Desired Results
Too often we see something beautiful and we admire its beauty, but never think about the deeper meaning. Where did it get its beauty? How did it come to be? My job as a teacher is to teach my students skills to be able to use in the outside world. Specifically, as a math teacher, I continuously teach my students mathematics that they will need in their everyday lives. This time around, I want to show my students the mathematics that they visually see that is in the outside world. My big idea is for my students to see math in nature, culture, and in themselves. First, we will look into the beauty of nature and how mathematics is involved in creating the distinct beauty it holds. Then we will look into culture and discover how nature and mathematics help influence culture. Finally, we will look at ourselves and how mathematics makes up our bodies. We will tie it all together and look at how mathematics influences us in our everyday lives. What do we see in our day-to-day interactions that has mathematics behind them? At the end, the students should be able to see and explain the mathematics behind nature and culture.

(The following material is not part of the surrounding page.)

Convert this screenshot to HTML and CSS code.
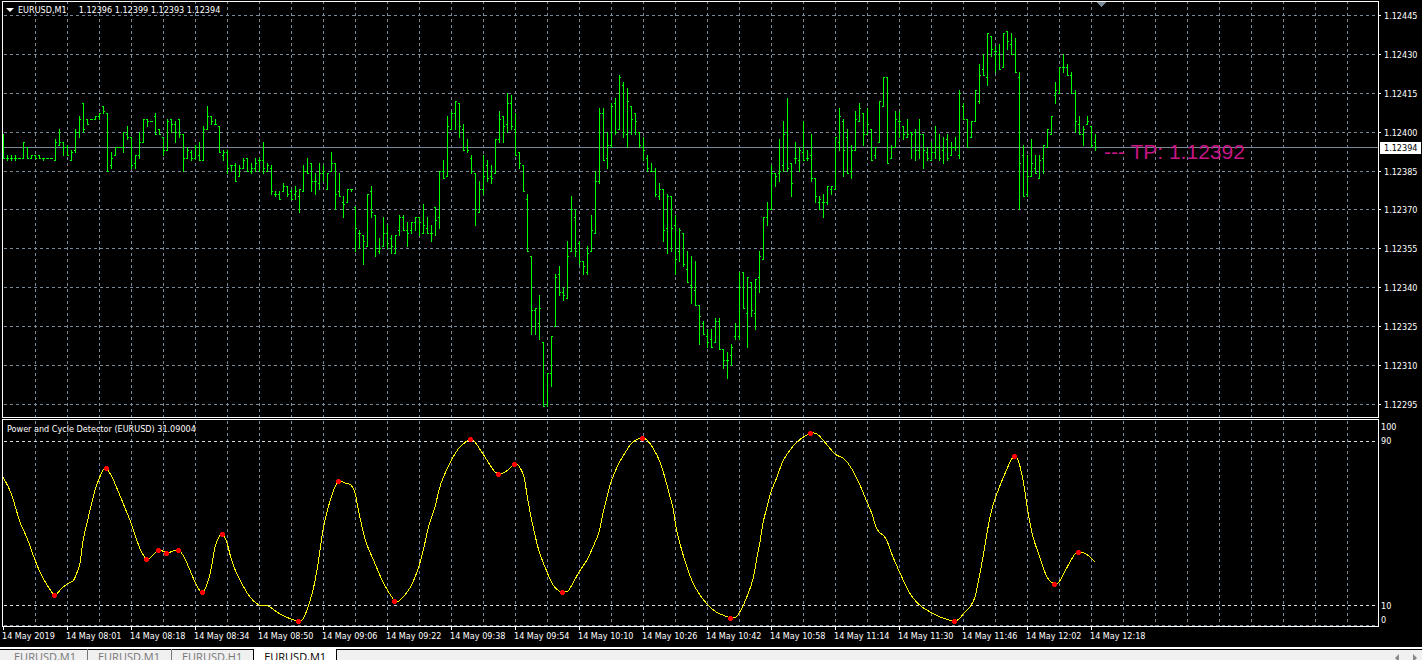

They should also be able to explain how this influences them.
Evidence
There will be formative and summative assessments throughout the course of the year. The students will complete a formative assessment after each day the Big Idea is taught. The students will fill out a journal page. This journal page will explain what part of the big idea was discovered for the day. They will draw a picture and explain what this means to them. The teacher will collect each page and at the end of the year the students will form a book with all of the pages that they have filled out over the school. The teacher will review the pages as they care collected and correct and misconceptions. The students will also complete three summative assessments throughout the year. The first summative assessment will be to grow a plant as this will reflect the nature part of the Big Idea. As the students grow their plants, they will identify what mathematic concepts describe what they see as the plant grows. The second summative assessment will require the students to paint a picture that is inspired through mathematics. This piece will reflect their knowledge of how mathematics influences culture. The last summative project will require the students to create a collage of how mathematics influences the students. They will create a collage that will reflect the vision of mathematics through their eyes. They will show through their collage where they see math in their everyday lives.
Instruction
I will be teaching my Big Idea to my sixth grade students. Since I am a mathematics teacher, I am required to cover all mathematical standards that are required from common core and make sure students are adequately prepared for NWEA and PARCC testing. With that in mind, my Big Idea lessons will be incorporated into strategically chosen time throughout each week with about an hour spent each week on my Big Idea. Each student will have their own lap top that they will be allowed to use. I will also have an ELMO and projector that I will be able to use. In order to highlight the mathematics in nature, culture, and the student, I have chosen the following mathematical concepts: tessellations, golden ratio (golden spiral), Voronoi patterns, fractals, Turing’s equations, and symmetry. We will visit these concepts and how they relate in all three forms, nature, culture, and self. Some of these mathematical concepts may be a little difficult for sixth grade students to understand, so I will need to focus on bring the content down to their level so that they can understand the mathematics. For example, Turing’s equations explain how animal’s spots or stripes form. The equation is very complex, so I will need to come up with a way to make it understandable to my students. For each lesson of my Big Idea, I have decided to start with some sort of question that will be based off of nature, culture, or self. For example, why do hexagons form a pattern for honeycomb? We will then do an activity that will help the students to discover the mathematics behind the question. Students will be given 20 circles, 20 triangles, 20 hexagons, 20 diamonds, and 20 ovals. They will also be given a sheet of paper. Which shape can take up the most space on the sheet of paper? Which shape would ultimately hold the most honey? We will then discover the mathematical concept behind the activity as in this case it would be tessellations. Students will then complete a journal entry to describe the knowledge that they have just discovered. Each lesson will be set up in the same manner. A question, an activity to help discover the answer to the question, and a discussion about the discovery. For technology, I will require a lot of art supplies. The students will be using art supplies to create things and complete activities. Students will use lap tops from time to time to complete online field trips.